Take Marshall Ulrich, for example. The 49-year-old businessman has been a nine-times starter only at the Badwater Ultramarathon - and a five-time winner of this particular race. Two years ago, Ulrich has completed a widly admired solo-run along the 217 kilometres of the official race course, without a crew assisting him. All the way he pulled a barrow with the drinks he needed behind him. In the official race-magazin Ulrich reported his nicest hallucination: a beautiful girl with a silver bikini was roller-skating next to him.

And what about Jack Denness. For the ninth time he has travelled from Rochester in the English county of Kent to the Badwater Ultramarthon. The 65-year-old lorry-driver, a participant in more than 100 marathons, still remembers on that particular race in the Death Valley, where he believed to see a space-ship crashing into a rock.

The runners know each other. Denness walks through the room. He's greeting some guys now and then, just to finally hug Lisa Smith. The 39-year-old is also well known to the Badwater family. This year she's forming an American team together with two male runners. Their opponents are - you guessed it - three Russians. The two fastest runners of each team will be clocked and their times added.

On the microphone Badwater veteran Ben Jones, introduced by the race-director Chris Kostman as the "mayor" of the race, recalls old times when the runners made their way to the Mount Whitney without any public interest. This year that's a different story: taking only Germany there are two TV-teams covering the race. And along as well as on the race course there will be as many spectators as never before. That's exactly what Kostman is worried about. One major accident with one of the accompaning cars and the National Park administration might cancel the ultramarathon for good.

But right now, there is no-one really thinking about this. "You all are heroes", Kostman shouts to all the runners, adding to the myth of Badwater a splash of emotional. No wonder that the race-director is planning to establish a "Badwater Hall of Fame". Kostman's first candidate to find entrance into that would be Al Arnold, the man who first ran the 217 kilometres from Badwater to the Whitney Portals in 1977. But the 72-year-old Arnold rejected Kostman's offer. "I'm feeling to fat this year", his reply was. Nethertheless Arnold told the race-director, that he would immediately start training for next years race.
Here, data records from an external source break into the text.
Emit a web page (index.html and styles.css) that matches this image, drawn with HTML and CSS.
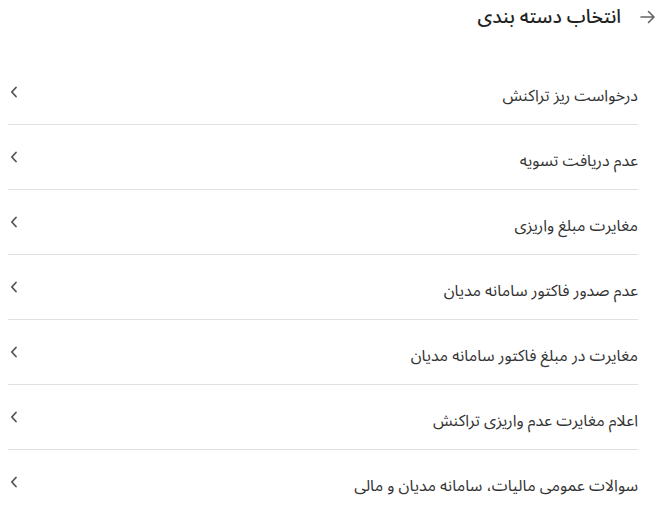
FILE: index.html
```html
<!DOCTYPE html>
<html lang="fa" dir="rtl">
<head>
<meta charset="utf-8">
<link rel="stylesheet" href="styles.css">
</head>
<body>
<div class="page">
  <header class="header">
    <svg class="back" width="16" height="14" viewBox="0 0 16 14"><path d="M1 7h13M8.5 1.5L14 7l-5.5 5.5" fill="none" stroke="#666" stroke-width="1.6" stroke-linecap="round" stroke-linejoin="round"/></svg>
    <h1 class="title">انتخاب دسته بندی</h1>
  </header>
  <ul class="list">
    <li class="item"><span>درخواست ریز تراکنش</span><svg class="chev" width="8" height="12" viewBox="0 0 8 12"><path d="M6 1.5L1.8 6 6 10.5" fill="none" stroke="#555" stroke-width="1.8" stroke-linecap="round" stroke-linejoin="round"/></svg></li>
    <li class="item"><span>عدم دریافت تسویه</span><svg class="chev" width="8" height="12" viewBox="0 0 8 12"><path d="M6 1.5L1.8 6 6 10.5" fill="none" stroke="#555" stroke-width="1.8" stroke-linecap="round" stroke-linejoin="round"/></svg></li>
    <li class="item"><span>مغایرت مبلغ واریزی</span><svg class="chev" width="8" height="12" viewBox="0 0 8 12"><path d="M6 1.5L1.8 6 6 10.5" fill="none" stroke="#555" stroke-width="1.8" stroke-linecap="round" stroke-linejoin="round"/></svg></li>
    <li class="item"><span>عدم صدور فاکتور سامانه مدیان</span><svg class="chev" width="8" height="12" viewBox="0 0 8 12"><path d="M6 1.5L1.8 6 6 10.5" fill="none" stroke="#555" stroke-width="1.8" stroke-linecap="round" stroke-linejoin="round"/></svg></li>
    <li class="item"><span>مغایرت در مبلغ فاکتور سامانه مدیان</span><svg class="chev" width="8" height="12" viewBox="0 0 8 12"><path d="M6 1.5L1.8 6 6 10.5" fill="none" stroke="#555" stroke-width="1.8" stroke-linecap="round" stroke-linejoin="round"/></svg></li>
    <li class="item"><span>اعلام مغایرت عدم واریزی تراکنش</span><svg class="chev" width="8" height="12" viewBox="0 0 8 12"><path d="M6 1.5L1.8 6 6 10.5" fill="none" stroke="#555" stroke-width="1.8" stroke-linecap="round" stroke-linejoin="round"/></svg></li>
    <li class="item"><span>سوالات عمومی مالیات، سامانه مدیان و مالی</span><svg class="chev" width="8" height="12" viewBox="0 0 8 12"><path d="M6 1.5L1.8 6 6 10.5" fill="none" stroke="#555" stroke-width="1.8" stroke-linecap="round" stroke-linejoin="round"/></svg></li>
  </ul>
</div>
</body>
</html>
```

FILE: styles.css
```css
* { box-sizing: border-box; }
html, body { margin: 0; padding: 0; background: #fff; }
body {
  font-family: "Noto Sans Arabic", "DejaVu Sans", "Noto Sans", sans-serif;
  color: #2b2b2b;
}
.page {
  padding: 0 27px 0 8px;
}
.header {
  display: flex;
  align-items: center;
  gap: 16px;
  height: 34px;
  margin-right: -18px;
}
.back { flex: none; }
.title {
  margin: 0;
  padding: 0 3px;
  font-size: 19px;
  line-height: 34px;
  font-weight: 500;
  color: #222;
  white-space: nowrap;
}
.list {
  list-style: none;
  margin: 26px 0 0 0;
  padding: 0;
}
.item {
  display: flex;
  align-items: center;
  justify-content: space-between;
  height: 65px;
  border-bottom: 1px solid #e0e0e0;
  padding: 8px 0 0 0;
  font-size: 16px;
  line-height: 30px;
  color: #333;
}
.chev { flex: none; margin-left: 2px; margin-top: -8px; }
```
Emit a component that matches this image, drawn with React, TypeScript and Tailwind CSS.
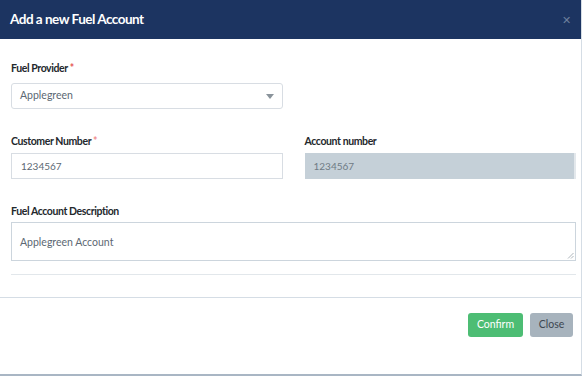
import React from "react";

export default function App() {
  return (
    <div className="w-[587px] h-[376px] bg-white" style={{ fontFamily: 'Lato, "Open Sans", sans-serif' }}>
      <div className="w-[582px] h-[376px] flex flex-col border-r border-[#d5dde5] border-b-2 border-b-[#a9b6c4]">
        <div className="h-[39px] bg-[#1c3461] flex items-center justify-between pl-[10px] pr-[10px] shrink-0">
          <span className="text-white font-bold text-[13.5px] tracking-[-0.5px]">Add a new Fuel Account</span>
          <span className="text-[#6d7f9c] text-[11px] leading-none">✕</span>
        </div>
        <div className="pl-[11px] pr-[5px] pt-[22px] flex flex-col">
          <div className="text-[10.5px] font-bold text-[#23282c] tracking-[-0.4px] h-[14px] leading-[14px]">
            Fuel Provider <span className="text-[#e55353]">*</span>
          </div>
          <div className="mt-[8px] w-[272px] h-[26px] border border-[#d8dde3] rounded-[3px] flex items-center justify-between pl-[8px] pr-[8px]">
            <span className="text-[10.5px] text-[#5c6873]">Applegreen</span>
            <svg width="8" height="5" viewBox="0 0 8 5"><path d="M0 0 L8 0 L4 5 Z" fill="#8a939b" /></svg>
          </div>
          <div className="mt-[25px] grid grid-cols-2 gap-x-[22px]">
            <div className="flex flex-col">
              <div className="text-[10.5px] font-bold text-[#23282c] tracking-[-0.4px] h-[14px] leading-[14px]">
                Customer Number <span className="text-[#f08c8c]">*</span>
              </div>
              <div className="mt-[5px] h-[26px] border border-[#d8dde3] flex items-center pl-[9px]">
                <span className="text-[10px] text-[#5c6873]">1234567</span>
              </div>
            </div>
            <div className="flex flex-col">
              <div className="text-[10.5px] font-bold text-[#23282c] tracking-[-0.4px] h-[14px] leading-[14px]">
                Account number
              </div>
              <div className="mt-[5px] h-[26px] bg-[#c5d0d8] border-r-2 border-[#e3e8ec] flex items-center pl-[9px]">
                <span className="text-[10px] text-[#6f7b85]">1234567</span>
              </div>
            </div>
          </div>
          <div className="mt-[25px] text-[10.5px] font-bold text-[#23282c] tracking-[-0.4px] h-[14px] leading-[14px]">
            Fuel Account Description
          </div>
          <div className="mt-[4px] h-[39px] border border-[#ccd5dd] relative pl-[8px] pt-[5px]">
            <span className="text-[10.5px] text-[#5c6873]">Applegreen Account</span>
            <svg className="absolute right-[1px] bottom-[1px]" width="7" height="7" viewBox="0 0 7 7">
              <path d="M6.5 1 L1 6.5 M6.5 4 L4 6.5" stroke="#9aa3ab" strokeWidth="0.8" />
            </svg>
          </div>
          <div className="mt-[13px] h-px bg-[#e2e7eb]" />
        </div>
        <div className="mt-[22px] border-t border-[#d5dde5] flex justify-end gap-[7px] pt-[15px] pr-[8px]">
          <button className="h-[24px] w-[55px] rounded-[3px] bg-[#4dbd74] text-white text-[10.5px]">Confirm</button>
          <button className="h-[24px] w-[43px] rounded-[3px] bg-[#a7b3bd] text-[#3c4650] text-[10.5px]">Close</button>
        </div>
      </div>
    </div>
  );
}
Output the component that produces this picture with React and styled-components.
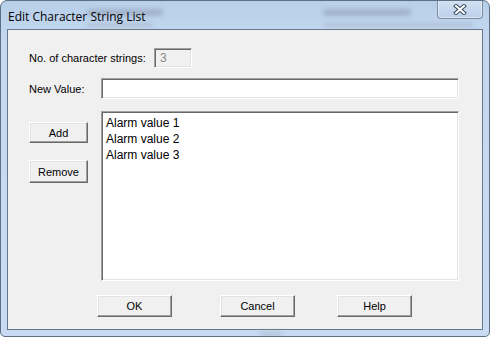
import React from 'react';
import styled, { createGlobalStyle } from 'styled-components';

const GlobalStyle = createGlobalStyle`
  html, body {
    margin: 0;
    padding: 0;
    background: #ffffff;
  }
  body {
    width: 490px;
    height: 337px;
    overflow: hidden;
  }
`;

const Window = styled.div`
  position: relative;
  box-sizing: border-box;
  width: 490px;
  height: 337px;
  border: 1px solid #5d6f85;
  border-radius: 7px 7px 5px 5px;
  background: linear-gradient(180deg, #b8cfea 0%, #c4d8f0 12%, #c8dbf2 100%);
  padding: 0 6px 6px 6px;
  display: flex;
  flex-direction: column;
  overflow: hidden;
`;

// blurred shapes of whatever lies behind the glass frame
const Smudge = styled.div`
  position: absolute;
  left: ${p => p.$x}px;
  top: ${p => p.$y}px;
  width: ${p => p.$w}px;
  height: ${p => p.$h}px;
  border-radius: 3px;
  background: ${p => p.$color || '#8d9db1'};
  filter: blur(2px);
  opacity: 0.55;
  pointer-events: none;
`;

const TitleBar = styled.div`
  position: relative;
  height: 28px;
  display: flex;
  align-items: center;
  justify-content: space-between;
  padding-left: 1px;
`;

const Title = styled.span`
  position: relative;
  font-family: 'Open Sans', 'Noto Sans', sans-serif;
  font-size: 12px;
  color: #000000;
  margin-top: 2px;
`;

const CloseButton = styled.div`
  position: relative;
  align-self: flex-start;
  margin-top: -1px;
  width: 46px;
  height: 19px;
  box-sizing: border-box;
  border: 1px solid #7d8ea2;
  border-top: none;
  border-radius: 0 0 4px 4px;
  background: linear-gradient(180deg, #d3e1f2 0%, #c7d8ee 50%, #bcd0ea 100%);
  box-shadow: inset 0 0 0 1px rgba(255, 255, 255, 0.45);
  display: flex;
  align-items: center;
  justify-content: center;
`;

const Client = styled.div`
  flex: 1;
  border: 1px solid #66778b;
  background: #f0f0f0;
  padding: 18px 23px 0 21px;
  display: flex;
  flex-direction: column;
  font-family: 'Liberation Sans', Tahoma, sans-serif;
  font-size: 11px;
  color: #000000;
`;

const Row = styled.div`
  display: flex;
  align-items: ${p => p.$align || 'center'};
  margin-top: ${p => p.$top || 0}px;
`;

const Label = styled.span`
  width: ${p => p.$width}px;
  flex: none;
  white-space: nowrap;
`;

const Sunken = styled.div`
  box-sizing: border-box;
  width: ${p => p.$width}px;
  height: ${p => p.$height}px;
  background: ${p => (p.$disabled ? '#f0f0f0' : '#ffffff')};
  border-top: 1px solid #a0a0a0;
  border-left: 1px solid #a0a0a0;
  border-right: 1px solid #ffffff;
  border-bottom: 1px solid #ffffff;
  box-shadow: inset 1px 1px 0 #696969, inset -1px -1px 0 #e3e3e3;
`;

const CountBox = styled(Sunken)`
  display: flex;
  align-items: center;
  padding-left: 5px;
  color: #8a8a8a;
  font-size: 12px;
`;

const ListBox = styled(Sunken)`
  padding: 3px 0 0 4px;
  font-family: 'Liberation Sans', Arial, sans-serif;
  font-size: 12px;
  line-height: 16px;
  color: #000000;
`;

const Item = styled.div`
  white-space: nowrap;
`;

const SideColumn = styled.div`
  width: 72px;
  flex: none;
  display: flex;
  flex-direction: column;
  padding-top: 11px;
  gap: 17px;
`;

const Button = styled.button`
  box-sizing: border-box;
  width: ${p => p.$width}px;
  height: ${p => p.$height}px;
  margin-left: ${p => p.$left || 0}px;
  padding: 0;
  background: #f0f0f0;
  border-top: 1px solid #ffffff;
  border-left: 1px solid #ffffff;
  border-right: 1px solid #696969;
  border-bottom: 1px solid #696969;
  box-shadow: inset -1px -1px 0 #a0a0a0, inset 1px 1px 0 #e3e3e3;
  font-family: 'Liberation Sans', Tahoma, sans-serif;
  font-size: 11px;
  color: #000000;
  cursor: default;
`;

const ButtonRow = styled.div`
  display: flex;
  margin-top: 14px;
  padding-left: 68px;
`;

export default function App() {
  return (
    <>
      <GlobalStyle />
      <Window>
        <Smudge $x={86} $y={8} $w={76} $h={7} />
        <Smudge $x={86} $y={22} $w={66} $h={4} $color="#a4b3c4" />
        <Smudge $x={322} $y={8} $w={88} $h={7} />
        <Smudge $x={322} $y={22} $w={150} $h={4} $color="#a4b3c4" />
        <Smudge $x={258} $y={331} $w={24} $h={4} $color="#9fb0c4" />
        <TitleBar>
          <Title>Edit Character String List</Title>
          <CloseButton>
            <svg width="14" height="11" viewBox="0 0 14 11">
              <path d="M3 2 L11 9 M11 2 L3 9" stroke="#3c4a5c" strokeWidth="4" strokeLinecap="square" fill="none" />
              <path d="M3 2 L11 9 M11 2 L3 9" stroke="#ffffff" strokeWidth="2" strokeLinecap="square" fill="none" />
            </svg>
          </CloseButton>
        </TitleBar>
        <Client>
          <Row>
            <Label $width={125}>No. of character strings:</Label>
            <CountBox $width={38} $height={20} $disabled>3</CountBox>
          </Row>
          <Row $top={10}>
            <Label $width={72}>New Value:</Label>
            <Sunken $width={358} $height={21} />
          </Row>
          <Row $top={12} $align="flex-start">
            <SideColumn>
              <Button $width={59} $height={21}>Add</Button>
              <Button $width={59} $height={23}>Remove</Button>
            </SideColumn>
            <ListBox $width={358} $height={170}>
              <Item>Alarm value 1</Item>
              <Item>Alarm value 2</Item>
              <Item>Alarm value 3</Item>
            </ListBox>
          </Row>
          <ButtonRow>
            <Button $width={75} $height={22}>OK</Button>
            <Button $width={75} $height={22} $left={48}>Cancel</Button>
            <Button $width={75} $height={22} $left={42}>Help</Button>
          </ButtonRow>
        </Client>
      </Window>
    </>
  );
}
Kostman is just about to explain the rules of the race, as the door of the visitor center opens. A man walks in, who looks quite a bit exhausted and clumsy. Kostman obviously expected the man and he indroduces him as Adam Bookspan. Bookspan just dropped into the visitor center on his way from Mount Whitney to Badwater, where he will start the next morning again in the opposite direction with all the other 73 runners. The 34-year-old musician from Florida wants to master the double. The double Badwater-Ultramarathon! It seems, every single piece of madness can be topped.